The A3083 in Cury Cross Lanes, Cornwall was also closed in both directions due to a fallen tree. Heavy traffic was reported on the A30 due to surface water near the Jamaica Inn.

In a similar manner, the A381 was blocked in both directions after another tree fell across the road.

In Plymouth, surface water on the A38 at The Parkway caused problems for drivers. The traffic eventually improved and earlier tailbacks were dispersed.

Adding to the list of closed roads was he B3344 Le Molay-Littry Way in Chudleigh Knighton. Reports said there was a collision, from Red House Close to Bradley Road. 

Elsewhere in Devon, the A386 at Landcross was said to be passable but debris on the road and flooding made travel difficult. There was also flooding on the B3215 North Tawton, so authorities warned motorists to approach with care.

On December 19,  Devon and Cornwall Police have declared a major incident as flash flooding left Hayle submerged.

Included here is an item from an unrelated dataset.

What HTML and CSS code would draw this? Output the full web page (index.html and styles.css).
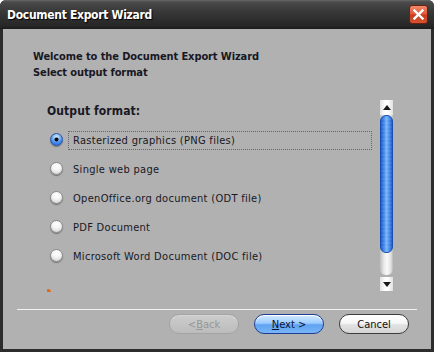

The A30 Hayle bypass was left closed due to the volume of water, while a part of the town center was blocked too. Although the road has reopened eventually, slow traffic was reported in the area.

Cornwall Council has confirmed that around 50 properties have been affected by the flooding in the area.

The Met Office issued dozens of flood warnings and alerts across Devon and Cornwall. Yellow warnings are in place from Thursday, December 19, through Sunday, December 22.

A yellow warning indicates "heavy rain leading to flooding and travel disruption in places."

The agency, however, did not name the storm that was causing the floods.

"The naming of storms using a single authoritative system should aid the communication of approaching severe weather through media partners and other government agencies," Met Office stated. "In this way, the public will be better placed to keep themselves, their property and businesses safe." 

"The criteria we use for naming storms is based on our National Severe Weather Warnings service. This is based on a combination of both the impact the weather may have, and the likelihood of those impacts occurring."

"A storm will be named when it has the potential to cause an amber or red warning," Met Office added.